I grew up in a small town in rural Montana. There were perhaps 2,500 residents within the city limits and 400 students in my high school. At the time, my graduating class was the largest in the school’s history—a whopping 98 seniors. That is big for Montana. I knew some students who only had eight students in their senior class, forty students in their entire high school.

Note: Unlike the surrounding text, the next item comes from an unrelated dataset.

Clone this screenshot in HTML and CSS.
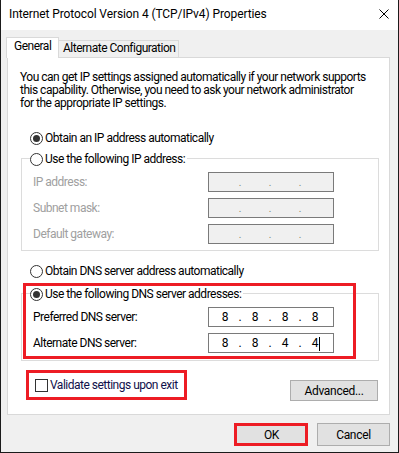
FILE: index.html
```html
<!DOCTYPE html>
<html lang="en">
<head>
    <meta charset="UTF-8">
    <title>Internet Protocol Version 4 (TCP/IPv4) Properties</title>
    <link rel="stylesheet" href="styles.css">
</head>
<body>
    <div class="window">
        <div class="titlebar">
            <span class="title">Internet Protocol Version 4 (TCP/IPv4) Properties</span>
            <svg class="close" width="10" height="10" viewBox="0 0 10 10">
                <path d="M0.5 0.5 L9.5 9.5 M9.5 0.5 L0.5 9.5" stroke="#000" stroke-width="1" fill="none"/>
            </svg>
        </div>
        <div class="client">
            <div class="tabs">
                <div class="tab active">General</div>
                <div class="tab alt">Alternate Configuration</div>
            </div>
            <div class="panel">
                <p class="intro">You can get IP settings assigned automatically if your network supports<br>this capability. Otherwise, you need to ask your network administrator<br>for the appropriate IP settings.</p>

                <div class="option first-option">
                    <span class="radio on"></span>Obtain an IP address automatically
                </div>

                <div class="group ip-group">
                    <div class="legend"><span class="radio"></span>Use the following IP address:</div>
                    <div class="rows">
                        <div class="row disabled">
                            <span class="label">IP address:</span>
                            <div class="ipbox"><span class="oct"></span><span class="dot">.</span><span class="oct"></span><span class="dot">.</span><span class="oct"></span><span class="dot">.</span><span class="oct"></span></div>
                        </div>
                        <div class="row disabled">
                            <span class="label">Subnet mask:</span>
                            <div class="ipbox"><span class="oct"></span><span class="dot">.</span><span class="oct"></span><span class="dot">.</span><span class="oct"></span><span class="dot">.</span><span class="oct"></span></div>
                        </div>
                        <div class="row disabled">
                            <span class="label">Default gateway:</span>
                            <div class="ipbox"><span class="oct"></span><span class="dot">.</span><span class="oct"></span><span class="dot">.</span><span class="oct"></span><span class="dot">.</span><span class="oct"></span></div>
                        </div>
                    </div>
                </div>

                <div class="option dns-option">
                    <span class="radio"></span>Obtain DNS server address automatically
                </div>

                <div class="group dns-group">
                    <div class="legend"><span class="radio on"></span>Use the following DNS server addresses:</div>
                    <div class="rows">
                        <div class="row">
                            <span class="label">Preferred DNS server:</span>
                            <div class="ipbox"><span class="oct">8</span><span class="dot">.</span><span class="oct">8</span><span class="dot">.</span><span class="oct">8</span><span class="dot">.</span><span class="oct">8</span></div>
                        </div>
                        <div class="row">
                            <span class="label">Alternate DNS server:</span>
                            <div class="ipbox"><span class="oct">8</span><span class="dot">.</span><span class="oct">8</span><span class="dot">.</span><span class="oct">4</span><span class="dot">.</span><span class="oct">4<span class="caret"></span></span></div>
                        </div>
                    </div>
                    <div class="mark mark-dns"></div>
                </div>

                <div class="bottom-row">
                    <div class="check-wrap">
                        <span class="checkbox"></span><span class="check-text">Validate settings upon exit</span>
                        <div class="mark mark-check"></div>
                    </div>
                    <button class="btn advanced">Advanced...</button>
                </div>
            </div>
            <div class="actions">
                <div class="ok-wrap">
                    <button class="btn ok">OK</button>
                    <div class="mark mark-ok"></div>
                </div>
                <button class="btn cancel">Cancel</button>
            </div>
        </div>
    </div>
</body>
</html>
```

FILE: styles.css
```css
* {
    margin: 0;
    padding: 0;
    box-sizing: border-box;
}
body {
    width: 399px;
    height: 453px;
    overflow: hidden;
    background-color: #fff;
    font-family: Roboto, "Noto Sans", sans-serif;
    font-size: 12px;
    letter-spacing: -0.5px;
    color: #000;
}
.window {
    width: 399px;
    height: 453px;
    border: 1px solid #1b1b1b;
    border-top: none;
    display: flex;
    flex-direction: column;
}
.titlebar {
    height: 30px;
    background-color: #fff;
    display: flex;
    align-items: center;
    justify-content: space-between;
    padding: 0 9px 2px 8px;
}
.title {
    white-space: nowrap;
    letter-spacing: -0.1px;
}
.close {
    display: block;
}
.client {
    flex: 1;
    background-color: #f0f0f0;
    padding: 0 8px 0 6px;
}
.tabs {
    display: flex;
    align-items: flex-end;
    height: 27px;
    margin-left: -1px;
}
.tab {
    height: 17px;
    border: 1px solid #d9d9d9;
    border-bottom: none;
    background-color: #f0f0f0;
    line-height: 15px;
    white-space: nowrap;
}
.tab.alt {
    width: 121px;
    margin-left: -1px;
    padding-left: 4px;
}
.tab.active {
    height: 21px;
    width: 53px;
    margin-bottom: -1px;
    background-color: #fff;
    padding: 0 0 0 7px;
    line-height: 17px;
    position: relative;
    z-index: 1;
}
.panel {
    width: 383px;
    height: 358px;
    background-color: #fff;
    border: 1px solid #d9d9d9;
    padding: 13px 11px 0 12px;
}
.intro {
    line-height: 13px;
    white-space: nowrap;
}
.option {
    display: flex;
    align-items: center;
    height: 16px;
    margin-left: 10px;
    white-space: nowrap;
}
.first-option {
    margin-top: 20px;
}
.dns-option {
    margin-top: 12px;
}
.radio {
    width: 13px;
    height: 13px;
    border: 1px solid #333;
    border-radius: 50%;
    background-color: #fff;
    margin-right: 2px;
    display: flex;
    align-items: center;
    justify-content: center;
    flex-shrink: 0;
}
.radio.on::after {
    content: "";
    width: 7px;
    height: 7px;
    border-radius: 50%;
    background-color: #333;
}
.group {
    position: relative;
    width: 358px;
    margin-left: 1px;
    border: 1px solid #dcdcdc;
}
.ip-group {
    margin-top: 12px;
    padding: 0 0 6px 11px;
}
.dns-group {
    margin-top: 14px;
    padding: 0 0 7px 11px;
}
.legend {
    display: flex;
    align-items: center;
    width: fit-content;
    height: 16px;
    margin-top: -8px;
    margin-left: -3px;
    padding-right: 2px;
    background-color: #fff;
    white-space: nowrap;
}
.rows {
    display: flex;
    flex-direction: column;
    gap: 6px;
    margin-top: 5px;
}
.row {
    display: flex;
    align-items: center;
    height: 20px;
}
.label {
    width: 175px;
    white-space: nowrap;
}
.row.disabled .label {
    color: #a0a0a0;
}
.ipbox {
    width: 126px;
    height: 20px;
    border: 1px solid #7a7a7a;
    background-color: #fff;
    display: flex;
    align-items: center;
    padding-left: 3px;
    letter-spacing: 0;
}
.row.disabled .ipbox {
    background-color: #f0f0f0;
}
.oct {
    width: 26px;
    text-align: center;
    position: relative;
}
.dot {
    width: 4px;
    text-align: center;
    color: #000;
}
.row.disabled .dot {
    color: #7f8c70;
    font-size: 10px;
}
.caret {
    position: absolute;
    top: 1px;
    left: 17px;
    width: 1px;
    height: 14px;
    background-color: #000;
}
.mark {
    position: absolute;
    border: 3px solid #ed1c24;
    pointer-events: none;
}
.mark-dns {
    left: 1px;
    top: -11px;
    width: 333px;
    height: 76px;
}
.bottom-row {
    display: flex;
    justify-content: space-between;
    align-items: flex-start;
    margin-top: 16px;
}
.check-wrap {
    position: relative;
    display: flex;
    align-items: center;
    height: 16px;
    margin-left: 15px;
}
.checkbox {
    width: 13px;
    height: 13px;
    border: 1px solid #333;
    background-color: #fff;
    margin-right: 2px;
}
.check-text {
    color: #10104a;
    white-space: nowrap;
}
.mark-check {
    left: -9px;
    top: -7px;
    width: 161px;
    height: 30px;
}
.btn {
    font-family: inherit;
    font-size: 12px;
    letter-spacing: -0.3px;
    color: #000;
    background-color: #e1e1e1;
    border: 1px solid #adadad;
    display: flex;
    align-items: center;
    justify-content: center;
}
.advanced {
    width: 88px;
    height: 21px;
    margin-top: 3px;
}
.actions {
    display: flex;
    justify-content: flex-end;
    gap: 9px;
    margin-top: 8px;
}
.ok-wrap {
    position: relative;
}
.ok, .cancel {
    width: 73px;
    height: 23px;
}
.mark-ok {
    left: -1px;
    top: 0;
    width: 74px;
    height: 23px;
}
```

Even though I was a “townie”, I grew up close to nature. My father took me hiking and fishing from an early age. I spent a large portion of my childhood learning the names of the plants and animals around me, in part thanks to the Lee Metcalf National Wildlife Refuge right next to town. As a child, it wasn’t unusual for me to see a deer, a muskrat, or an eagle as a child. I was lucky. The barrier between the natural world and me was about a fifteen-minute bike ride on my hand-me-down BMX.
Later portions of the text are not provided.